Strickle jumps into third at state meet

Jumper Jacob Strickle sprints down the runway at long jump. Strickle placed third in states.

photo by DSP

Jumper Jacob Strickle sprints down the runway at long jump. Strickle placed third in states.

Jay Getty

Michael Gibson, Sports Editor

After a sixth place finish at the 4AR1 championships, most people would not be moving onto states. Typically only the top four advance, but this is not the case for jumper Jacob Strickle. Although he placed sixth, he secured one of the eight at-large bids and qualified for the state finals at the University of North Florida. He is the first long jumper in school history to qualify for states.
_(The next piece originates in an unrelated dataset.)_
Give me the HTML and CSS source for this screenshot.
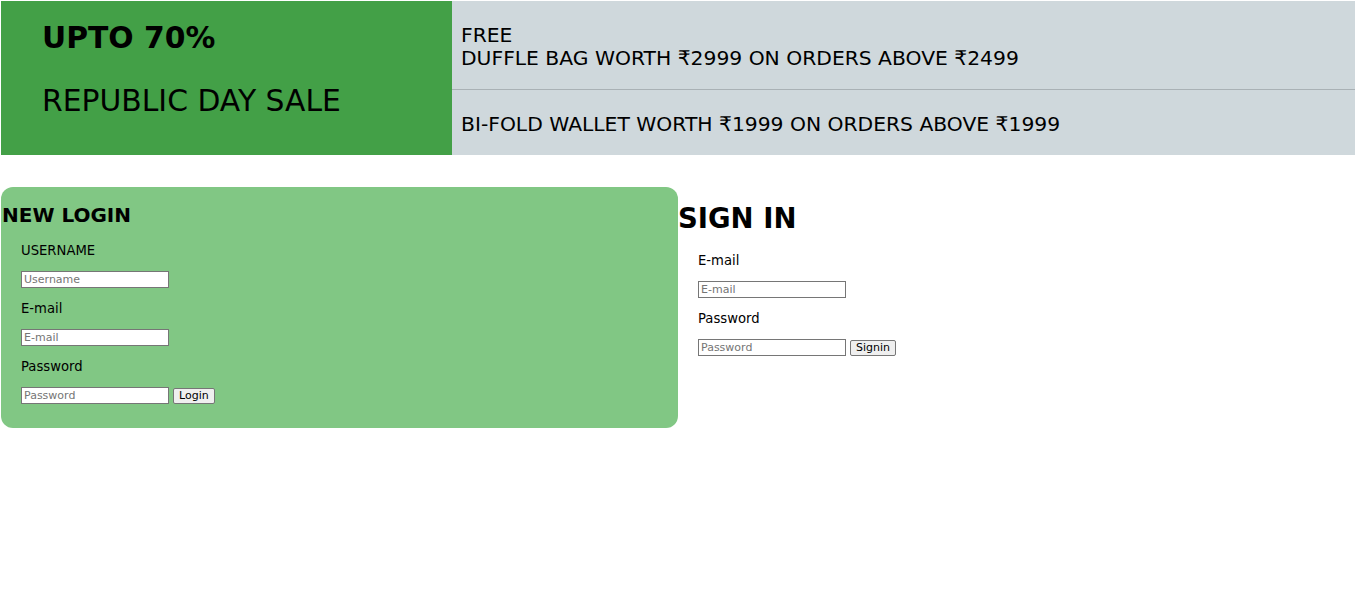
FILE: index.html
```html
<!DOCTYPE html>
<html lang="en">
<head>
<meta charset="utf-8">
<title>Republic Day Sale</title>
<link rel="stylesheet" href="styles.css">
</head>
<body>
<div class="page">
  <header class="banner">
    <div class="sale">
      <div class="sale-pct">UPTO 70%</div>
      <div class="sale-name">REPUBLIC DAY SALE</div>
    </div>
    <div class="offers">
      <div class="offer">
        <div>FREE</div>
        <div>DUFFLE BAG WORTH ₹2999 ON ORDERS ABOVE ₹2499</div>
      </div>
      <div class="offer">
        <div>BI-FOLD WALLET WORTH ₹1999 ON ORDERS ABOVE ₹1999</div>
      </div>
    </div>
  </header>

  <main class="forms">
    <section class="panel panel-new">
      <h3 class="panel-title">NEW LOGIN</h3>
      <div class="fields">
        <label class="field-label" for="nu">USERNAME</label>
        <div class="field-row"><input class="field" id="nu" type="text" placeholder="Username"></div>
        <label class="field-label" for="ne">E-mail</label>
        <div class="field-row"><input class="field" id="ne" type="text" placeholder="E-mail"></div>
        <label class="field-label" for="np">Password</label>
        <div class="field-row"><input class="field" id="np" type="password" placeholder="Password"><button class="btn" type="button">Login</button></div>
      </div>
    </section>
    <section class="panel panel-sign">
      <h2 class="sign-title">SIGN IN</h2>
      <div class="fields">
        <label class="field-label" for="se">E-mail</label>
        <div class="field-row"><input class="field" id="se" type="text" placeholder="E-mail"></div>
        <label class="field-label" for="sp">Password</label>
        <div class="field-row"><input class="field" id="sp" type="password" placeholder="Password"><button class="btn" type="button">Signin</button></div>
      </div>
    </section>
  </main>
</div>
</body>
</html>
```
FILE: styles.css
```css
* { box-sizing: border-box; }
html, body { margin: 0; padding: 0; background: #fff; }
body {
  padding: 1px;
  font-family: "DejaVu Sans", Verdana, sans-serif;
  color: #000;
}
.page { width: 1354px; }

.banner {
  display: flex;
  height: 154px;
}
.sale {
  width: 451px;
  background: #43a047;
  padding: 19px 0 0 41px;
  font-size: 29.8px;
}
.sale-pct { font-weight: bold; line-height: 36px; }
.sale-name { margin-top: 27px; line-height: 36px; }

.offers {
  flex: 1;
  display: flex;
  flex-direction: column;
  background: #cfd8dc;
}
.offer {
  display: flex;
  flex-direction: column;
  justify-content: center;
  padding: 4px 0 0 9px;
  font-size: 20.3px;
  line-height: 23px;
}
.offer:first-child { height: 89px; border-bottom: 1px solid #a9b1b5; }
.offer:last-child { flex: 1; }

.forms {
  display: flex;
  margin-top: 32px;
}
.panel { width: 50%; }
.panel-new {
  background: #81c784;
  border-radius: 12px;
  padding: 16px 0 24px 0;
}
.panel-title {
  margin: 0 0 15px 1px;
  font-size: 20px;
  line-height: 24px;
  font-weight: bold;
}
.panel-sign { padding-top: 15px; }
.sign-title {
  margin: 0 0 17px 0;
  font-size: 27.5px;
  line-height: 33px;
  font-weight: bold;
}
.fields {
  display: flex;
  flex-direction: column;
  gap: 12px;
  padding-left: 20px;
  font-size: 13.2px;
}
.field-label { line-height: 17px; }
.field-row { display: flex; align-items: center; gap: 4px; height: 17px; }
.field {
  width: 148px;
  height: 17px;
  margin: 0;
  padding: 0 2px;
  border: 1px solid #767676;
  background: #fff;
  font-family: "DejaVu Sans", Verdana, sans-serif;
  font-size: 11px;
  color: #000;
}
.field::placeholder { color: #757575; }
.btn {
  height: 16px;
  margin: 0;
  padding: 0 5px;
  border: 1px solid #767676;
  border-radius: 2px;
  background: #efefef;
  font-family: "DejaVu Sans", Verdana, sans-serif;
  font-size: 11px;
  line-height: 14px;
  color: #000;
}
```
“I was excited [to qualify] and it was good to know that all the hard work paid off,” Strickle said.

At the end of his first three jumps, Strickle secured one of the nine spots in finals. He was in eighth place after his first jump and since he had been jumping early all day, he knew he had to focus on jumping on time.

“After my first jump in finals all I could think was go all out because I needed to in order to move up in the ranks,” Strickle said.

As Strickle jumped off the board in his second jump, he knew this was one for the books, and it was. He jumped 6.85 meters or 22 and a half feet, just under a personal record, and jumped up five places in the rankings to third. After everyone jumped their third and final jump, no changes in the top eight were made and Strickle’s third place finish was secured.

The road to states was not an easy one, though. After Strickle won districts in the long jump, his dad got a promotion and the ceremony was scheduled the day before regionals was to take place. Strickle went to the ceremony in Washington D.C. and flew back down and immediately headed to regionals.

“It was kind of a chaotic week,” head coach Matthew Malkovich said. “He came in ranked 19th and we didn’t think it was accurate do to what he jumped prior to regionals. We talked and decided that if he could get top eight we’d be happy.”

After his first jump of six, Strickle was still in 19th, but his second jump was the one that pushed him into eighth place and a spot in finals. Strickle capitalized on the positioning and put everything together from all four years of training, and jumped very close to his 6.86 meter PR which secured a third place finish.

“I still tried my best for my last jump because I could’ve potentially done better,” Strickle said. “I got a really big boost of confidence from having a good second jump so I went all out.”